Ustaz Somad Tegaskan Tak Perlu Minta Maaf Atas Perkataan di Salib ada Jin kafir
Ustaz Abdul Somad menegaskan dirinya tak perlu minta maaf atas kontroversi soal video salib yang beredar luas. Somad menegaskan yang dibicarakannya adalah soal akidah Islam, yang disampaikan di internal umat.
“Bahwa kemudian ada orang yang tersinggung, apakah saya musti meminta maaf… Contoh, dalam Islam dikatakan: Sesungguhnya, maaf, sesungguhnya, maaf, memang bunyi ayatnya begitu, sesungguhnya kafir lah orang yang mengatakan Allah itu tiga dalam satu, satu dalam tiga. Saya jelaskan itu di tengah umat Islam. Otomatis orang luar yang mendengar itu tersinggung atau tidak, tersinggung, apakah perlu saya minta maaf. Udah terjawab. Karena ajaran saya,” kata Somad dalam jumpa pers di Kantor MUI
“Kalau saya perlu minta maaf berarti ayat itu perlu dibuang, nauzubillah,” imbuhnya.
Somad mengatakan tak mungkin dia mengatur satu persatu prilaku umat yang menghadiri pengajiannya, termasuk melarang merekam dan menyebarkannya. Tak mungkin pula dia membuat perjanjian agar peserta pengajiannya tak merekam dan menyebarkannya.
“Saya di mana-mana ceramah tak mungkin saya tanya orang satu persatu, matikan hp matikan.

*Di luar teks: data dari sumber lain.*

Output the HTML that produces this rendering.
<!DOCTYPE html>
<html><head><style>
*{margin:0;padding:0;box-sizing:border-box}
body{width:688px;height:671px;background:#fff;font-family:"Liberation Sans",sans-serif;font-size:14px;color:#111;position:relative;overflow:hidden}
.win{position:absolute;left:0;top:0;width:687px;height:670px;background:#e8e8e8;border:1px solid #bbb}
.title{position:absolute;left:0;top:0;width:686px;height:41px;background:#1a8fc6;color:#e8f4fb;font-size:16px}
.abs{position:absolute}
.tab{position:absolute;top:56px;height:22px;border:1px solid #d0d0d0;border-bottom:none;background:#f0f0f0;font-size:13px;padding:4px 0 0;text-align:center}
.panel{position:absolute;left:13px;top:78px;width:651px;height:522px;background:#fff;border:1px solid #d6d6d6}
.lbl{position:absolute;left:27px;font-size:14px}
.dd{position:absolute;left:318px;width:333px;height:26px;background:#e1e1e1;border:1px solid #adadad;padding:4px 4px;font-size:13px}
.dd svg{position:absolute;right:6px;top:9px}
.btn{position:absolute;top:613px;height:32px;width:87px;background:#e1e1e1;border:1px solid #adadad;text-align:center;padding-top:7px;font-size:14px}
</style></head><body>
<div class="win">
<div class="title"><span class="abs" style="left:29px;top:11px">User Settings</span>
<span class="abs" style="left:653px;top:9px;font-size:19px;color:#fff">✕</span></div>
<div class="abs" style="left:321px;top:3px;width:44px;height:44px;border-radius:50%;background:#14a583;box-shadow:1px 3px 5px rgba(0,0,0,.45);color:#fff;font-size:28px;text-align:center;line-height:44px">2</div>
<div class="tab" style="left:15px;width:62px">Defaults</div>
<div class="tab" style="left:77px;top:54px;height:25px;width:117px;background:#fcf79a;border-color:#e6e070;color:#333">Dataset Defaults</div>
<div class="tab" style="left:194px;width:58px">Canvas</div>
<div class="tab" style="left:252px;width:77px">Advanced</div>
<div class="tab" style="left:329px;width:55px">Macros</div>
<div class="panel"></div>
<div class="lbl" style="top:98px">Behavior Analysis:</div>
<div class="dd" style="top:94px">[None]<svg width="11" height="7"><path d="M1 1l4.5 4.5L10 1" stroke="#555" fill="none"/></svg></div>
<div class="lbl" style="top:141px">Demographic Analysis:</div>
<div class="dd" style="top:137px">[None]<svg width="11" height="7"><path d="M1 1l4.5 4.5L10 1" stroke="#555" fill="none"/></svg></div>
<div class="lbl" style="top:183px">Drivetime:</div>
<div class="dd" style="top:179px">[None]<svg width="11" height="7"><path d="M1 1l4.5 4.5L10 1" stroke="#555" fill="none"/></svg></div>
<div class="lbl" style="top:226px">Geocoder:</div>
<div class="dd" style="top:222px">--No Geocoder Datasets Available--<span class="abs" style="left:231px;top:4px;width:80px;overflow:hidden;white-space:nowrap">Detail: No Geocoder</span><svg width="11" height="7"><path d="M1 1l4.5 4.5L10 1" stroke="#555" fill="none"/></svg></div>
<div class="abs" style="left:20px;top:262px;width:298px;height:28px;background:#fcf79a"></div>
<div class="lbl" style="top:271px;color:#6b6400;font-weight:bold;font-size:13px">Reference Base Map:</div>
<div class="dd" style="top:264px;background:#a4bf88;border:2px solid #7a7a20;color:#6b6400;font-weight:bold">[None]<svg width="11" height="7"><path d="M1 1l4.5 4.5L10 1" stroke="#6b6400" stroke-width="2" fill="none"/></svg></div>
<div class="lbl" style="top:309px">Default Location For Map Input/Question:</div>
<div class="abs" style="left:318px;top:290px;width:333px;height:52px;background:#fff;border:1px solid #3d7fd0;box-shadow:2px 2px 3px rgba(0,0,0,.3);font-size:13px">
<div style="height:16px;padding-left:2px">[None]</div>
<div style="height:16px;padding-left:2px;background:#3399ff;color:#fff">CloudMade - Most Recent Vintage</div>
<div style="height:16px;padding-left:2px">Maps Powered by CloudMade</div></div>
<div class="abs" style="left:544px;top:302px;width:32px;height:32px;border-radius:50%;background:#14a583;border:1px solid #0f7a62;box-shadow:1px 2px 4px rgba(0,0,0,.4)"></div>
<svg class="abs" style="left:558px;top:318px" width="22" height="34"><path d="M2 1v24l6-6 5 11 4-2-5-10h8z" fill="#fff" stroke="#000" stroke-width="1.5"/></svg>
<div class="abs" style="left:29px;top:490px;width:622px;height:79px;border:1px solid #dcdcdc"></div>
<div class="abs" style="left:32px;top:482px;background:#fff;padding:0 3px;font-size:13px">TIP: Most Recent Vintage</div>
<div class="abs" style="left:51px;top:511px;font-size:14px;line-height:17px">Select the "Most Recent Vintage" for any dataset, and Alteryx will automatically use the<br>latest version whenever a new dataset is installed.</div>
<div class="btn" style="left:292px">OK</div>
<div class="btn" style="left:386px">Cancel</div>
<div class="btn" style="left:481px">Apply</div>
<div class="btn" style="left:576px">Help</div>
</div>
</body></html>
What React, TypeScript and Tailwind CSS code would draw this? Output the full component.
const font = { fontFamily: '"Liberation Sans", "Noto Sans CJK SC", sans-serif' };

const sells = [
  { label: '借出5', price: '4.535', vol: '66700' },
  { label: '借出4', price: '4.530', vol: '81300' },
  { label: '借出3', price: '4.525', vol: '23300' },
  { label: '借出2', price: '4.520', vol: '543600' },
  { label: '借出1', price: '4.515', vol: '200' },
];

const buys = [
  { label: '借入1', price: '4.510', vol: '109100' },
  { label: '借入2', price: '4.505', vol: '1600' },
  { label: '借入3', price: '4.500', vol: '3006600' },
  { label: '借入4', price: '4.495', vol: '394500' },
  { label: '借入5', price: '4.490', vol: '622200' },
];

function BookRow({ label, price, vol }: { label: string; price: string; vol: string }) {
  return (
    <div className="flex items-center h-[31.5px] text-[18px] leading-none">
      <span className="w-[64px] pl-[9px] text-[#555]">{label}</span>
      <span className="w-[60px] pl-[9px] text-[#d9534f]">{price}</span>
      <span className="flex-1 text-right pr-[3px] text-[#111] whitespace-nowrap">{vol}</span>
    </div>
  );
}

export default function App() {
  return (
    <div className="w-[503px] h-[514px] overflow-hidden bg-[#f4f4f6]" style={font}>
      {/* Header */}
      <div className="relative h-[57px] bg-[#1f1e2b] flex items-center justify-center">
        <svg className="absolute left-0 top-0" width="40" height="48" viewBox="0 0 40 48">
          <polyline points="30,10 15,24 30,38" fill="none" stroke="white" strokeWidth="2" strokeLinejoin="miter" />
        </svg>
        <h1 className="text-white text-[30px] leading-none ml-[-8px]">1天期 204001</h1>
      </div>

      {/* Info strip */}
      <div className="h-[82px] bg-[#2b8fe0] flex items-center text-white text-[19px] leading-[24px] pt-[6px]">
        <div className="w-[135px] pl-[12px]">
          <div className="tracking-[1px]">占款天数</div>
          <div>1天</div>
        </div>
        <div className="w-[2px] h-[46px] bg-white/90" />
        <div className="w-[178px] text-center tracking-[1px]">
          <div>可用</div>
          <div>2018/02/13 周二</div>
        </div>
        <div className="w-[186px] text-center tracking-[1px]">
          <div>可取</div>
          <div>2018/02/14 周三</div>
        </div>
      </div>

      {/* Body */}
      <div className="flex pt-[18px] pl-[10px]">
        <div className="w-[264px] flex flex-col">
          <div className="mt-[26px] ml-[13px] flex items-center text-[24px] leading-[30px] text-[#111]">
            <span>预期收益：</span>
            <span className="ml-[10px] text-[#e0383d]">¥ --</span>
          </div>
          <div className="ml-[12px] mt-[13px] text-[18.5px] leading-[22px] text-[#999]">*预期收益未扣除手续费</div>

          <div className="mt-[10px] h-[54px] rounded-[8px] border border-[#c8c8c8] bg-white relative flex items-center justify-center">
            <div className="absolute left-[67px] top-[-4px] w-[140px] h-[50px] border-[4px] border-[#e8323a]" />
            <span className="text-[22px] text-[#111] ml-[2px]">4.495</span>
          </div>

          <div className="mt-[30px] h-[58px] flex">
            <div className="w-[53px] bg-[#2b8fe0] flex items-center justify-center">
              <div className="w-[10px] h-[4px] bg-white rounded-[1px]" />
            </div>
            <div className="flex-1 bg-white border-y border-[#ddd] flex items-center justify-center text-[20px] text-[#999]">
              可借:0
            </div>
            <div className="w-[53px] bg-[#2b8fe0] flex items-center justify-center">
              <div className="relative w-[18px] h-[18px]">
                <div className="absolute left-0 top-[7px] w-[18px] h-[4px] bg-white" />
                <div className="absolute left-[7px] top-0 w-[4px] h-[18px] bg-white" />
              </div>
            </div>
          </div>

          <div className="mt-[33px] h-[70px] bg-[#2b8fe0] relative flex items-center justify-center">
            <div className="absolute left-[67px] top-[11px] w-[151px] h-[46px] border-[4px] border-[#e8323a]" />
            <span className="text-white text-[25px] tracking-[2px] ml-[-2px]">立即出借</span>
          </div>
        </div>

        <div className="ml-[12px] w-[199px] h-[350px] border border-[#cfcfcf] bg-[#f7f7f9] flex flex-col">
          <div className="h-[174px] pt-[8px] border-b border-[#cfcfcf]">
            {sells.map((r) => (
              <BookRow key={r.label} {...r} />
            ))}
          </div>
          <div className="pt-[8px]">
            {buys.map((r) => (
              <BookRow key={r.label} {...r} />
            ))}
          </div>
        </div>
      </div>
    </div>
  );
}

Saya di mana-mana ceramah, hp orang hidup, orang merekam, tak bisa saya larang itu karena dia mau mendapat pengajian. Tak mungkin pula saya buat perjanjian semua yang mau masuk ke sini materai enam ribu, tak boleh disebarkan. Payah kali lah ceramah sekarang ini kalau begitu,” ujarnya.